— start of Data provided —

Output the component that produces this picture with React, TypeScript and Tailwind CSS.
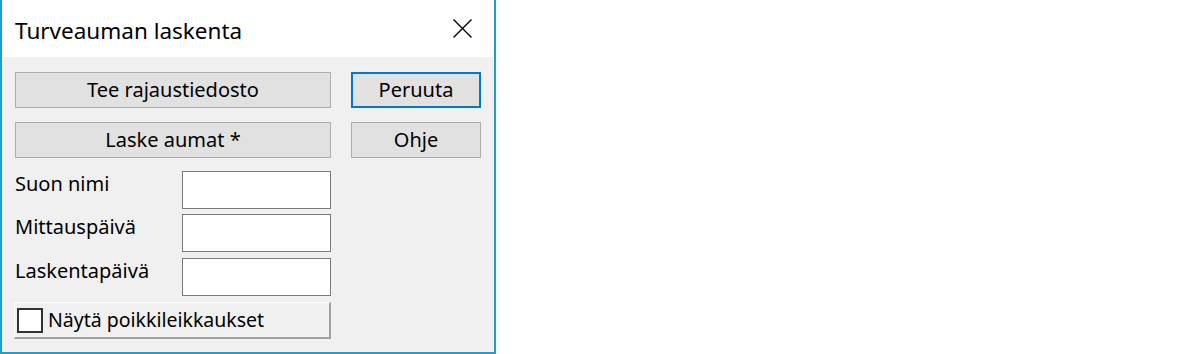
import React from "react";

function CloseIcon() {
  return (
    <svg width="19" height="19" viewBox="0 0 19 19" className="block">
      <path d="M0.5 0.5 L18.5 18.5 M18.5 0.5 L0.5 18.5" stroke="#000" strokeWidth="1.4" />
    </svg>
  );
}

const font = { fontFamily: '"Noto Sans", "Open Sans", sans-serif' };

function Btn({ children, primary }: { children: React.ReactNode; primary?: boolean }) {
  return (
    <div
      className={
        "h-[36px] flex items-center justify-center bg-[#e1e1e1] text-[20px] text-black " +
        (primary ? "border-2 border-[#0078d7]" : "border border-[#adadad]")
      }
    >
      {children}
    </div>
  );
}

function Field({ label }: { label: string }) {
  return (
    <div className="flex items-start h-[38px]">
      <div className="w-[167px] text-[20px] leading-[24px] pt-[1px] text-black">{label}</div>
      <div className="w-[149px] h-[38px] bg-white border border-[#7a7a7a]" />
    </div>
  );
}

export default function App() {
  return (
    <div className="w-[1200px] h-[354px] bg-white flex" style={font}>
      <div className="w-[496px] h-[354px] flex flex-col border-l-2 border-r-2 border-b-2 border-[#1aa1c3]">
        <div className="h-[57px] bg-white flex items-center justify-between pl-[13px] pr-[22px]">
          <span className="text-[22.5px] text-black pt-[4px]">Turveauman laskenta</span>
          <CloseIcon />
        </div>
        <div className="flex-1 bg-[#f0f0f0] flex pl-[13px] pt-[15px] gap-[20px]">
          <div className="w-[316px] flex flex-col">
            <Btn>Tee rajaustiedosto</Btn>
            <div className="h-[14px]" />
            <Btn>Laske aumat *</Btn>
            <div className="h-[13px]" />
            <Field label="Suon nimi" />
            <div className="h-[5px]" />
            <Field label="Mittauspäivä" />
            <div className="h-[6px]" />
            <Field label="Laskentapäivä" />
            <div className="h-[6px]" />
            <div className="h-[37px] -ml-[1px] flex items-center bg-[#f0f0f0] border-t border-l border-white border-r-2 border-b-2 border-r-[#a0a0a0] border-b-[#a0a0a0]">
              <div className="ml-[2px] w-[26px] h-[25px] bg-white border-2 border-[#333333]" />
              <span className="ml-[5px] text-[19.5px] text-black">Näytä poikkileikkaukset</span>
            </div>
          </div>
          <div className="w-[130px] flex flex-col gap-[14px]">
            <Btn primary>Peruuta</Btn>
            <Btn>Ohje</Btn>
          </div>
        </div>
      </div>
    </div>
  );
}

— end of Data provided —

Exercise directions = Go through the material and select each line with the string "React" in it.

Output for this task =
Output the component that produces this picture with React, TypeScript and Tailwind CSS.
import React from "react";
function Btn({ children, primary }: { children: React.ReactNode; primary?: boolean }) {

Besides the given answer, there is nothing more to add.